* begin *

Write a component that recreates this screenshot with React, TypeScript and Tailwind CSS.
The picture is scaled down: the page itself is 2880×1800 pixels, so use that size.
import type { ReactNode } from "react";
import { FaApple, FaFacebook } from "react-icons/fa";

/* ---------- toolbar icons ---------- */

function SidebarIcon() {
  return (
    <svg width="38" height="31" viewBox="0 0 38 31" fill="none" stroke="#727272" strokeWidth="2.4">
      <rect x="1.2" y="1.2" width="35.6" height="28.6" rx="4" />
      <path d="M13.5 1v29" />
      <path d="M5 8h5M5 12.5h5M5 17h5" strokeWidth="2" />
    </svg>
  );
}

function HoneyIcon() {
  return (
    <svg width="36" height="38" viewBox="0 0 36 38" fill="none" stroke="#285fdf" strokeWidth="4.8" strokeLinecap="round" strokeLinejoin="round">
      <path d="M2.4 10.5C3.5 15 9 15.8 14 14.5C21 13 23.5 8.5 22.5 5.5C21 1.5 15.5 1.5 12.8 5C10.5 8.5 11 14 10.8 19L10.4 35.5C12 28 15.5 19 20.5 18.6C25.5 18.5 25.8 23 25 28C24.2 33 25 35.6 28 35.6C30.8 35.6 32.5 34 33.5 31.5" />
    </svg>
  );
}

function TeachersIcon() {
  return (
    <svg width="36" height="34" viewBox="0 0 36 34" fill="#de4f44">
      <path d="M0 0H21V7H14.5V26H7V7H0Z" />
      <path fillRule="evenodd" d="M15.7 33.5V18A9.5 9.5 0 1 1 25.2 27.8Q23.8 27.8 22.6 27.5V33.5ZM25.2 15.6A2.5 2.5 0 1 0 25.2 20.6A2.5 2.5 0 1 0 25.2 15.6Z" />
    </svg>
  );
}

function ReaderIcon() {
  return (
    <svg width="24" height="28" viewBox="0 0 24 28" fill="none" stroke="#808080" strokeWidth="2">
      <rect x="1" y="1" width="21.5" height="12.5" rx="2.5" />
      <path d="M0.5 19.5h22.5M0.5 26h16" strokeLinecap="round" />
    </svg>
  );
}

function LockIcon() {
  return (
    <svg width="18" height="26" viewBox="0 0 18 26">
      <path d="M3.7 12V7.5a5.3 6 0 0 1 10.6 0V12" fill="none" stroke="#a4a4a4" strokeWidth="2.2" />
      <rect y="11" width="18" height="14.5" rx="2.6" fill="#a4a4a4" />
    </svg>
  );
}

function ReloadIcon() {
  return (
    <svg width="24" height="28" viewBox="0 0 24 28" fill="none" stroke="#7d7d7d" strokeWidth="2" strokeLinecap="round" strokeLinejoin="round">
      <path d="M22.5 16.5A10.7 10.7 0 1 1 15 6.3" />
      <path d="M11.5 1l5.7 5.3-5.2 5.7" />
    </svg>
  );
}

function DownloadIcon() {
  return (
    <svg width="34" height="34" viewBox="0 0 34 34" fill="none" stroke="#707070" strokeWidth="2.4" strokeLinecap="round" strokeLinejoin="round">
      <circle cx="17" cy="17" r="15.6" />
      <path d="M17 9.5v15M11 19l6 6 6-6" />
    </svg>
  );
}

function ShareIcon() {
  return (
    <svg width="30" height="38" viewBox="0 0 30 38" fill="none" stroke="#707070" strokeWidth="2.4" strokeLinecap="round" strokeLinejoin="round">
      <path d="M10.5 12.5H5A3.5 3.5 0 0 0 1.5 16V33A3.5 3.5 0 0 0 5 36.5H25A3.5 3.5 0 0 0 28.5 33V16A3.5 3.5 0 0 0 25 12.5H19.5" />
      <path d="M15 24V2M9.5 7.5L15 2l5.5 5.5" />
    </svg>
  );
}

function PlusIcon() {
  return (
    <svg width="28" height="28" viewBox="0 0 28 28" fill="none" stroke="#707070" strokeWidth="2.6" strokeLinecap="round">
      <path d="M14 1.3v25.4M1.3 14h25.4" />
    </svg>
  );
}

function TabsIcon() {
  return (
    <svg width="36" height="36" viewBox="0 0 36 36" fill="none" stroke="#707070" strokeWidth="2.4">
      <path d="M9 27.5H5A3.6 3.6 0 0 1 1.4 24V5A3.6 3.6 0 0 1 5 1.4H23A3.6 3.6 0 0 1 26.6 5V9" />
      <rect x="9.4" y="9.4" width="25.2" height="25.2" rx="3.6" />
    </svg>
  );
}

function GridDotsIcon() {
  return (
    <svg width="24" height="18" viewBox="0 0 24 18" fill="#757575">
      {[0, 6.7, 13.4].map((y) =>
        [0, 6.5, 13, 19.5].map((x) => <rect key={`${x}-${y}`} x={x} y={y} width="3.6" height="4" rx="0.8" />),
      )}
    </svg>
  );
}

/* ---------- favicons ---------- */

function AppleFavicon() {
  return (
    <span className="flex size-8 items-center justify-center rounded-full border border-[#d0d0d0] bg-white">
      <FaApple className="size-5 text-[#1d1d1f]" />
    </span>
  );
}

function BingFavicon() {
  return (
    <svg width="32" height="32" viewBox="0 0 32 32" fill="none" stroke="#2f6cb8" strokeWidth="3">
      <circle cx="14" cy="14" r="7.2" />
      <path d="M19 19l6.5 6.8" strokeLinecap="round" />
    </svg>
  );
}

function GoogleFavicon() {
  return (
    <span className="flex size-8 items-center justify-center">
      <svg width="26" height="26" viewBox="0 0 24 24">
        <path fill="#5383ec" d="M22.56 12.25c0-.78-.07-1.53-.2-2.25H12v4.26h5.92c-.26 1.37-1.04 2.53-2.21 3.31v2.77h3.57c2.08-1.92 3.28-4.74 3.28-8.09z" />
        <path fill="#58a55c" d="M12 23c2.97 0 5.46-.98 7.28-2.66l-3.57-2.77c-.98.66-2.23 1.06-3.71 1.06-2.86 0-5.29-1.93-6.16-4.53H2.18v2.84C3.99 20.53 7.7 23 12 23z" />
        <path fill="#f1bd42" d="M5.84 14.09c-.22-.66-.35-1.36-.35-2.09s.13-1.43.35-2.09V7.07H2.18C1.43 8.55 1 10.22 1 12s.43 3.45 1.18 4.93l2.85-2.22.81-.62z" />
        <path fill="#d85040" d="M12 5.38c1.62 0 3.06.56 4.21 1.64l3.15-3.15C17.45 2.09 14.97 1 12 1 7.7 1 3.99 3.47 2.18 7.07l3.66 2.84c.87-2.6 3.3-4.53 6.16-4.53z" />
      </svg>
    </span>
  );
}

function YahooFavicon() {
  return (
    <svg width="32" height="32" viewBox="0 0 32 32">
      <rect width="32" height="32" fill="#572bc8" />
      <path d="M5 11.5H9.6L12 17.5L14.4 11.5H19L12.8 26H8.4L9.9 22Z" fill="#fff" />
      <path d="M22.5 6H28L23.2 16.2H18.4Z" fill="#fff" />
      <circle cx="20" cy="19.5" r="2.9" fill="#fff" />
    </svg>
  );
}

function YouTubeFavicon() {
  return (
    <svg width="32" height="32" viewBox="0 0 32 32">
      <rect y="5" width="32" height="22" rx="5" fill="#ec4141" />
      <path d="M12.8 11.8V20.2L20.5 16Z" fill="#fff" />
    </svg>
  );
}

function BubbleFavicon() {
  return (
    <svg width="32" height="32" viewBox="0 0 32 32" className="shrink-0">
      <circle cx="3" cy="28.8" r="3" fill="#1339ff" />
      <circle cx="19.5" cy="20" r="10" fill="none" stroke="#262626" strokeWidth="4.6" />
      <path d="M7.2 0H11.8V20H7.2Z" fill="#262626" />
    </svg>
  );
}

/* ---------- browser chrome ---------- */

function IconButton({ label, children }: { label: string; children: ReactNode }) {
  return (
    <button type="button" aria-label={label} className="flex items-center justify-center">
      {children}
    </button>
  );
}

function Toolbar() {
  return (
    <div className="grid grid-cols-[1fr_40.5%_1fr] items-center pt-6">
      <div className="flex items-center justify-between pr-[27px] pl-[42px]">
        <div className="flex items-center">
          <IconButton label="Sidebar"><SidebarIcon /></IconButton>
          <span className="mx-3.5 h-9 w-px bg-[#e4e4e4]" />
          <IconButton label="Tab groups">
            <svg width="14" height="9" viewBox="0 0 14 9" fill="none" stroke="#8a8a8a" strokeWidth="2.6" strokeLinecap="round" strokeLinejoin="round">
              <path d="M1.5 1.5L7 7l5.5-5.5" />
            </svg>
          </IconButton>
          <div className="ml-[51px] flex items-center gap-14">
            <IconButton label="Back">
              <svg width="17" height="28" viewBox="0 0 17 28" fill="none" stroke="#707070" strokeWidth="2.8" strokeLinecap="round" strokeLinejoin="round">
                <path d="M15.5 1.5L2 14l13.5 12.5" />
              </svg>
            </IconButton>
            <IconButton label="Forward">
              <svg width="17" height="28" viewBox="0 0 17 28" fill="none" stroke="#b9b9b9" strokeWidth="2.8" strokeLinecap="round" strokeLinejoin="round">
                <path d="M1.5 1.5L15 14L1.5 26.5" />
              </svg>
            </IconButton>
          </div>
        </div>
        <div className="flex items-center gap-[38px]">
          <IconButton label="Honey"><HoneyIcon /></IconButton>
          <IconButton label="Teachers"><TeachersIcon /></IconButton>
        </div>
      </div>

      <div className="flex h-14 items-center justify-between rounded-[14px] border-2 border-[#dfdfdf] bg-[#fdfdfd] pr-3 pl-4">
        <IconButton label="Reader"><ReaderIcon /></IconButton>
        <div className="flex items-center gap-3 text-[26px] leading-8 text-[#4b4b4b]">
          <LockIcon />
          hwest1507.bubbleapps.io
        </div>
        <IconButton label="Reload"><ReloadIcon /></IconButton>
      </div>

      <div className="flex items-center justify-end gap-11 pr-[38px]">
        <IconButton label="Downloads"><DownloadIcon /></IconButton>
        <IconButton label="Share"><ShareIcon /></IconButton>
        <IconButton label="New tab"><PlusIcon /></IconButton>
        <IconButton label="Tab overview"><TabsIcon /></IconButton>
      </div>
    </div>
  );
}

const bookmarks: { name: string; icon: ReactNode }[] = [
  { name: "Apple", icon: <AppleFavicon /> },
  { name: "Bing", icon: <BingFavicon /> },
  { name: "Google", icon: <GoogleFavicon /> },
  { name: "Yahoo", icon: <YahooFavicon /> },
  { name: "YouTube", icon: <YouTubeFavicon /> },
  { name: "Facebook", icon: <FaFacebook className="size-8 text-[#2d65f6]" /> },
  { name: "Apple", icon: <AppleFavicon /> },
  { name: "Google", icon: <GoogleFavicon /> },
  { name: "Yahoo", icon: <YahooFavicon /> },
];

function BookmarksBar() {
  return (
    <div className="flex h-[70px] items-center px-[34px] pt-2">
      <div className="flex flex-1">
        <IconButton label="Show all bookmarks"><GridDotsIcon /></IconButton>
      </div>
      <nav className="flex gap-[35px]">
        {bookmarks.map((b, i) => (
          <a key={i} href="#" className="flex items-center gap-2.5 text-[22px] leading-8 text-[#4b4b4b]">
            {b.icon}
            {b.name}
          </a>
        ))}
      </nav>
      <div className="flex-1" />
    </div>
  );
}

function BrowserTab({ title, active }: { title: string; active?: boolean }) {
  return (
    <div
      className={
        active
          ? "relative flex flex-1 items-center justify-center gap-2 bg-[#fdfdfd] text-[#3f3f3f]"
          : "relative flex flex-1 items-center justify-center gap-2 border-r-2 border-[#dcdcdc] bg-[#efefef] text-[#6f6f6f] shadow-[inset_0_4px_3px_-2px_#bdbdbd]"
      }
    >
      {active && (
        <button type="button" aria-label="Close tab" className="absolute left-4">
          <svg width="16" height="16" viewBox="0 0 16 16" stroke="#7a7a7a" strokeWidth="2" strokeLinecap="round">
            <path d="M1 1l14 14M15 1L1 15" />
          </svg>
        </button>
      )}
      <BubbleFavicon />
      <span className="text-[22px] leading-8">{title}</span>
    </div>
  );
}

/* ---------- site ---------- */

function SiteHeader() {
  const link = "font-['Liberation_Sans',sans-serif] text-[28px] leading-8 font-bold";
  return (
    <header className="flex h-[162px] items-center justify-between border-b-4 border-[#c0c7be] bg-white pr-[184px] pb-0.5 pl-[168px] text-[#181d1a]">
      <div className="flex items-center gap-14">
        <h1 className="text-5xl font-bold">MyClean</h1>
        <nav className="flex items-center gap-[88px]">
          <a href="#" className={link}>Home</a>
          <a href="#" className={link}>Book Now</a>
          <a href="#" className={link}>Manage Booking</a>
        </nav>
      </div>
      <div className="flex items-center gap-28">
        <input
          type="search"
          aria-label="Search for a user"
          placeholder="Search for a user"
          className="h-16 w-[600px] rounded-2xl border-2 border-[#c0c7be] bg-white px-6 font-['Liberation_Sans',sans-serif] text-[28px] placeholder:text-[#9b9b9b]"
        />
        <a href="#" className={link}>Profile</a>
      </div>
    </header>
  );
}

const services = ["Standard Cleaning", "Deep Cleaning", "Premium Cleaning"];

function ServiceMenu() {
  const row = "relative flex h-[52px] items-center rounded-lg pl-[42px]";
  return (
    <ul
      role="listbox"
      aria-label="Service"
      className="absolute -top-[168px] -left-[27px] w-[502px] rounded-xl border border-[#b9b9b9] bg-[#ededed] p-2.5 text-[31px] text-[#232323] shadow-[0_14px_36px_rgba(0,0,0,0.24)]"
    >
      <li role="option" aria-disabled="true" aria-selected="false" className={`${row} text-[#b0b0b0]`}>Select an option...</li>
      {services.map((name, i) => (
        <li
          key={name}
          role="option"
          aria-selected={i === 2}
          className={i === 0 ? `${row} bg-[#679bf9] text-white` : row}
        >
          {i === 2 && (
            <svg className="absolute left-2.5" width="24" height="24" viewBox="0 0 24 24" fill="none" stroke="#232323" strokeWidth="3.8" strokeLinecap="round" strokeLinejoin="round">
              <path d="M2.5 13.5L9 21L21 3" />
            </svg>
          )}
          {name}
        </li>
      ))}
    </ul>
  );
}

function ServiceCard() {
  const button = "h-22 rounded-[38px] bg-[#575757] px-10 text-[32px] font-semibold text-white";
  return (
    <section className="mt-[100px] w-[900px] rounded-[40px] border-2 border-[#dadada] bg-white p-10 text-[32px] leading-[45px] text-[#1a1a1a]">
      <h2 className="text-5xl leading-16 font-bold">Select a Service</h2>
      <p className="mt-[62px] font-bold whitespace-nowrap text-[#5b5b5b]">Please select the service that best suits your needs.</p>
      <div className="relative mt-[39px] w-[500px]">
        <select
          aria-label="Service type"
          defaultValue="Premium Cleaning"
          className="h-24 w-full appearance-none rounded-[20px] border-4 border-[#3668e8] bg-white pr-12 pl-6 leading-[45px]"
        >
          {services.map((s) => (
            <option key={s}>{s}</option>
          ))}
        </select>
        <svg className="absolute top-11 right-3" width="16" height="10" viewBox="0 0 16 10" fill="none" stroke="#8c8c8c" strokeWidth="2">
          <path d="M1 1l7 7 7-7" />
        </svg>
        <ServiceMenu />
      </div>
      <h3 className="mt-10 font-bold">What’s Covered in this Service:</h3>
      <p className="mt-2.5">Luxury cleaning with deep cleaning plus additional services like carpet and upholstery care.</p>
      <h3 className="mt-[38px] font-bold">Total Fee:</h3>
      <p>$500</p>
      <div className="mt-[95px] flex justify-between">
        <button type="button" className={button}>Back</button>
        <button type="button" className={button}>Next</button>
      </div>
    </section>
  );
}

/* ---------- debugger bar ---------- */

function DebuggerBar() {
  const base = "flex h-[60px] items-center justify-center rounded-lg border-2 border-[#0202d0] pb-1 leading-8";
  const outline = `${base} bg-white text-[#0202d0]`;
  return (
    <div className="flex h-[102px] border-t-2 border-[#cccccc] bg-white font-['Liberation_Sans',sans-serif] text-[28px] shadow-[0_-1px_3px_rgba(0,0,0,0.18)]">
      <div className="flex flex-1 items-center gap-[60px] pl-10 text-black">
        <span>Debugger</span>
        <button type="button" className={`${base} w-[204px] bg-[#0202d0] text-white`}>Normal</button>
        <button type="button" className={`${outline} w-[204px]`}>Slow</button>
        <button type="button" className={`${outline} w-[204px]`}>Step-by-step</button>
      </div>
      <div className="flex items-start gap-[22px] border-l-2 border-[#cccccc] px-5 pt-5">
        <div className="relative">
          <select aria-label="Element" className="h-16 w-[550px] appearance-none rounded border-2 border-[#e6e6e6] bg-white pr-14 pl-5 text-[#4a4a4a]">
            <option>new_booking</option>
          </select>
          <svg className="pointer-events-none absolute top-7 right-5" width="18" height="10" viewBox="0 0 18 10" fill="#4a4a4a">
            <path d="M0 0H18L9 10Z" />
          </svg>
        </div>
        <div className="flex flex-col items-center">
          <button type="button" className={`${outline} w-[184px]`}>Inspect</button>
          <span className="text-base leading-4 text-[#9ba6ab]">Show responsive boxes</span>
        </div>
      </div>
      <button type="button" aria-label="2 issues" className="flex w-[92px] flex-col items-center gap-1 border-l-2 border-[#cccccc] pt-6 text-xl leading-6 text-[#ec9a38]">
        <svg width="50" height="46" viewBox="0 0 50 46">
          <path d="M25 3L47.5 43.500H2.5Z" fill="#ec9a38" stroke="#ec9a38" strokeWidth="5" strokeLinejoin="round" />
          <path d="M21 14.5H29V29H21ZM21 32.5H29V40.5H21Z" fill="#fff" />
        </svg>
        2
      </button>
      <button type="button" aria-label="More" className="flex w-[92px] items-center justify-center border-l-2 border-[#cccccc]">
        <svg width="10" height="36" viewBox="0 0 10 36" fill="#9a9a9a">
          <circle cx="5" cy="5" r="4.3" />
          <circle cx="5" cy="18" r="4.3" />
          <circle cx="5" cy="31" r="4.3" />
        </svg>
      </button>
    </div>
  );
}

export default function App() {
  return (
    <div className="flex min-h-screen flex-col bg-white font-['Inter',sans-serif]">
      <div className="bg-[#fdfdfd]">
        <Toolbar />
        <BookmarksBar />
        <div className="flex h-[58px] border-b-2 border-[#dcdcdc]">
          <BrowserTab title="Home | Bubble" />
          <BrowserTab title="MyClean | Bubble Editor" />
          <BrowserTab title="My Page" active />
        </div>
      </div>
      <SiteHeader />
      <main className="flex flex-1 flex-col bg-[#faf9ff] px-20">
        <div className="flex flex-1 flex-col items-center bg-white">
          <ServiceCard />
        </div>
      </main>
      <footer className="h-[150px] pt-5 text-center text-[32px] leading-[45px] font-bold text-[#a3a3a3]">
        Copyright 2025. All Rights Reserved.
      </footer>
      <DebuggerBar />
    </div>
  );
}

* end *

▶ TASK OBJECTIVE: From the first line of the listing above to the line with "toolbar icons ---------- */", please transcribe each line exactly, both ends included, and nothing beyond that.

▶ RESULT OF THIS EXERCISE:
Write a component that recreates this screenshot with React, TypeScript and Tailwind CSS.
The picture is scaled down: the page itself is 2880×1800 pixels, so use that size.
import type { ReactNode } from "react";
import { FaApple, FaFacebook } from "react-icons/fa";

/* ---------- toolbar icons ---------- */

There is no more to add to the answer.